■ WHAT IS REQUIRED:
Examine the records and identify each line that includes the string "index". Copy those lines.

(Entries with page source code)
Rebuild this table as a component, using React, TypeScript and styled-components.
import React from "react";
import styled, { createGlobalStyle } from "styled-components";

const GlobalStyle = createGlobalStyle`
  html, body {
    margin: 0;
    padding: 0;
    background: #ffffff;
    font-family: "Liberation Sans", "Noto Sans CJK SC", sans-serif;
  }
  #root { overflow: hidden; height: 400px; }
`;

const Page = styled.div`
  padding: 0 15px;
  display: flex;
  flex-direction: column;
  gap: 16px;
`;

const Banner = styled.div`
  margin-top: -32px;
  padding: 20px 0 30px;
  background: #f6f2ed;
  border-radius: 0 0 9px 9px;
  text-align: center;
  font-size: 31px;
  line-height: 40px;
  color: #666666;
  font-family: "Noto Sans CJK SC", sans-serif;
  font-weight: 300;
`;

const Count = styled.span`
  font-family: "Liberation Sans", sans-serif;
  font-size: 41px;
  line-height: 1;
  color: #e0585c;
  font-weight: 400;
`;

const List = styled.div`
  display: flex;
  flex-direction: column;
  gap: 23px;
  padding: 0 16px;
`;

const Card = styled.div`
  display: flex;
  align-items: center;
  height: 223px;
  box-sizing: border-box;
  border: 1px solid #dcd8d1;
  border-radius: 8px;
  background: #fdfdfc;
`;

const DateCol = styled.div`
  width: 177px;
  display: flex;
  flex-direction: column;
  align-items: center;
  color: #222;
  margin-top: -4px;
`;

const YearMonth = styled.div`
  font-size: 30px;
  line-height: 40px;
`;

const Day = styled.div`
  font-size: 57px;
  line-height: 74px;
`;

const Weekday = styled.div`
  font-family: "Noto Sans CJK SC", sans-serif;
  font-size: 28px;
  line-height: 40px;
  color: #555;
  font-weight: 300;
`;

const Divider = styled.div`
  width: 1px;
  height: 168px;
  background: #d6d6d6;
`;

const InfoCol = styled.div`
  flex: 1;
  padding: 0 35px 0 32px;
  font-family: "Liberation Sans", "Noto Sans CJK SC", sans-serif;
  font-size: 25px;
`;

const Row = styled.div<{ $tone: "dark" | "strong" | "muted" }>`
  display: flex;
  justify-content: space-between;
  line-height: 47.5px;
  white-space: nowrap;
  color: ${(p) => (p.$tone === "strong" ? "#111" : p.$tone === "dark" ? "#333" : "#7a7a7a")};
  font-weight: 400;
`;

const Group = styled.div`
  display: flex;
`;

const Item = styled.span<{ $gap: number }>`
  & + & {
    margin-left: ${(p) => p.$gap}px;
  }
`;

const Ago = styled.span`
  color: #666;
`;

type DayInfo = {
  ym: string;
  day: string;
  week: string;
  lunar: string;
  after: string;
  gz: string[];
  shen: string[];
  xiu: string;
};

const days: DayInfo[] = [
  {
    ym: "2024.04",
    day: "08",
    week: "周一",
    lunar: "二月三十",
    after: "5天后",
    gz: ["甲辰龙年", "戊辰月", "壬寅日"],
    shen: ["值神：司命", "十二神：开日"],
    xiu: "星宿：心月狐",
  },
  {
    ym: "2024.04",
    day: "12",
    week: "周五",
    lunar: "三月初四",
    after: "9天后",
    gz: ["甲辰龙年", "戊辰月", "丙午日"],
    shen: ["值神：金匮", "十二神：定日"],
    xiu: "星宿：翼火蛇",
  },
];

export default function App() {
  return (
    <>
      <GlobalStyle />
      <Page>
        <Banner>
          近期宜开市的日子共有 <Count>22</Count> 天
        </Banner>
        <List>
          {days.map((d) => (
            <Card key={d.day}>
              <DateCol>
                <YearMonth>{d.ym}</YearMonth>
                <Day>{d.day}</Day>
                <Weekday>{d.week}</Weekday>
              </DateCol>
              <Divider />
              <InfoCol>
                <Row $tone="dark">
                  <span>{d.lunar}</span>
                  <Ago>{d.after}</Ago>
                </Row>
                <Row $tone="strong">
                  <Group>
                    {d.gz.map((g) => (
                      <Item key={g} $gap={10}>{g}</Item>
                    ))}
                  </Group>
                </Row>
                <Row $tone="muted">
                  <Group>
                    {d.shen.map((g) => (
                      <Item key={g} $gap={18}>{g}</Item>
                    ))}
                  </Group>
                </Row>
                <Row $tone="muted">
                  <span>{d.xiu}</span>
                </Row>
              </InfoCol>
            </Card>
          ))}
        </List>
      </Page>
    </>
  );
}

---

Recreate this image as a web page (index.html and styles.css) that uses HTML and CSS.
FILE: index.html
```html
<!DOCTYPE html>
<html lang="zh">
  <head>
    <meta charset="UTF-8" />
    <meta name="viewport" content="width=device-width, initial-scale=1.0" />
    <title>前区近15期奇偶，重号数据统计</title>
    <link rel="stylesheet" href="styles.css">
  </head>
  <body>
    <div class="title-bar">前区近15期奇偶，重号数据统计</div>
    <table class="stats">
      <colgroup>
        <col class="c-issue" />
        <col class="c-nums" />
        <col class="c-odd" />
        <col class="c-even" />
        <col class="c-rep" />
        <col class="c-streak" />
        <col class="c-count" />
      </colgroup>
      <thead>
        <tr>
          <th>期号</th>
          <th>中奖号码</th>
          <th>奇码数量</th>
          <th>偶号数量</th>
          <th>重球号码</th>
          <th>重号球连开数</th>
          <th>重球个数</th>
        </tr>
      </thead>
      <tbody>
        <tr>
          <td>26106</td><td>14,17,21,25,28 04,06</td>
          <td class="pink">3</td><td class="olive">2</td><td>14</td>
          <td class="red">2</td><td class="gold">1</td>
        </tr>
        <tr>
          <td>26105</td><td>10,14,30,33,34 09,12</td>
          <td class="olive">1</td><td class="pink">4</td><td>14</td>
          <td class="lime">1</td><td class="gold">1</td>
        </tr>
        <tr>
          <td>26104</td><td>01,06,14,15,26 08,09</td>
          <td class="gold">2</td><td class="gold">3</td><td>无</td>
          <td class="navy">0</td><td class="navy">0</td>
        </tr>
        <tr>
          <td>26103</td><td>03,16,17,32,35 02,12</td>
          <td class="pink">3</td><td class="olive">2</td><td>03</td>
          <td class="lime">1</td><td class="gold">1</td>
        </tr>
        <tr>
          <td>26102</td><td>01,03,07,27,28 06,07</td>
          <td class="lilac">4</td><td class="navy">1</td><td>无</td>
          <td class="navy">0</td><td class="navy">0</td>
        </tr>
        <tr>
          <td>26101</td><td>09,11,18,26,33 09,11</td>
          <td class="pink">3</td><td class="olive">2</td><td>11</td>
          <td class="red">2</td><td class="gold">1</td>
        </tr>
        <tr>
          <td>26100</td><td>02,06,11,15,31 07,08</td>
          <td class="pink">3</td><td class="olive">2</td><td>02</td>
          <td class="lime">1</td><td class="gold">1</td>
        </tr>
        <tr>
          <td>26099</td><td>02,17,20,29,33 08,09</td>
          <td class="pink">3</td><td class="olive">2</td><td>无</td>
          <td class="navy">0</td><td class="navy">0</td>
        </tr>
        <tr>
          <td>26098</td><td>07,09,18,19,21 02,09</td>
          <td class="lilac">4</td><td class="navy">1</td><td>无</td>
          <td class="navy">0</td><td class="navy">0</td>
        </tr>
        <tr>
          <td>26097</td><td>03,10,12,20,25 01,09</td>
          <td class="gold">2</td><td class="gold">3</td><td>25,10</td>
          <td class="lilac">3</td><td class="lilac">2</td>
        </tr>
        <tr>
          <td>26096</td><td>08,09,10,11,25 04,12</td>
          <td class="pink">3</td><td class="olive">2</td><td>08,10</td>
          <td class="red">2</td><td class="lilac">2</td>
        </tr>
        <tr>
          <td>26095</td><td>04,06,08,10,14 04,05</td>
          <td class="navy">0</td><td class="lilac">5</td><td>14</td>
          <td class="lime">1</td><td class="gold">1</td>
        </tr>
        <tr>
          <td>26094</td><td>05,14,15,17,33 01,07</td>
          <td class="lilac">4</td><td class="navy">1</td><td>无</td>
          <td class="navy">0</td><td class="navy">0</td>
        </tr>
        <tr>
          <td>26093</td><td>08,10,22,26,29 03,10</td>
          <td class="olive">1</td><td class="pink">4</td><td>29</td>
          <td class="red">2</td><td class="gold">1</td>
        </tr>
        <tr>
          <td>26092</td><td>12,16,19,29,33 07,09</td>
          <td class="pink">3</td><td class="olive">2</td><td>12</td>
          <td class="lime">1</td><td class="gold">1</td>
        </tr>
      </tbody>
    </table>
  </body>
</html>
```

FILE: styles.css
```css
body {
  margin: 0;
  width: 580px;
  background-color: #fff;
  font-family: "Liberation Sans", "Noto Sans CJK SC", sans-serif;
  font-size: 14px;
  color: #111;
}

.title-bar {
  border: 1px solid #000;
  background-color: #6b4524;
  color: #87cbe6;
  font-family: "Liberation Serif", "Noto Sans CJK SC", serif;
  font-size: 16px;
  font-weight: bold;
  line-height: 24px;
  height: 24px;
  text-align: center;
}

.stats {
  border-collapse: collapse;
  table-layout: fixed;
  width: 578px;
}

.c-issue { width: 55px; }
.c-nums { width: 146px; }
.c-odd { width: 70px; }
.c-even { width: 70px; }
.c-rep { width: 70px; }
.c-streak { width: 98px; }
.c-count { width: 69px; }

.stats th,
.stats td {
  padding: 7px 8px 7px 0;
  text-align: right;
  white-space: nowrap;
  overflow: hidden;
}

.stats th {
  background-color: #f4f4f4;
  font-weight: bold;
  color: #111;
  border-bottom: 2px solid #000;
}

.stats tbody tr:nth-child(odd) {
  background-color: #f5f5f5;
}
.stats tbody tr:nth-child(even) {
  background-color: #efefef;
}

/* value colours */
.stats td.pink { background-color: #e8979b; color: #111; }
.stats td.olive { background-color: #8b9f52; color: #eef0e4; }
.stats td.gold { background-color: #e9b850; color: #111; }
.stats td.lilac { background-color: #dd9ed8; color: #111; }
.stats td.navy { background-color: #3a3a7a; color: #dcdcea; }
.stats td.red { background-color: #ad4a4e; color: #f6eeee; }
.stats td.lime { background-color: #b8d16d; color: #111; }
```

■ RIGHT ANSWER:
Recreate this image as a web page (index.html and styles.css) that uses HTML and CSS.
FILE: index.html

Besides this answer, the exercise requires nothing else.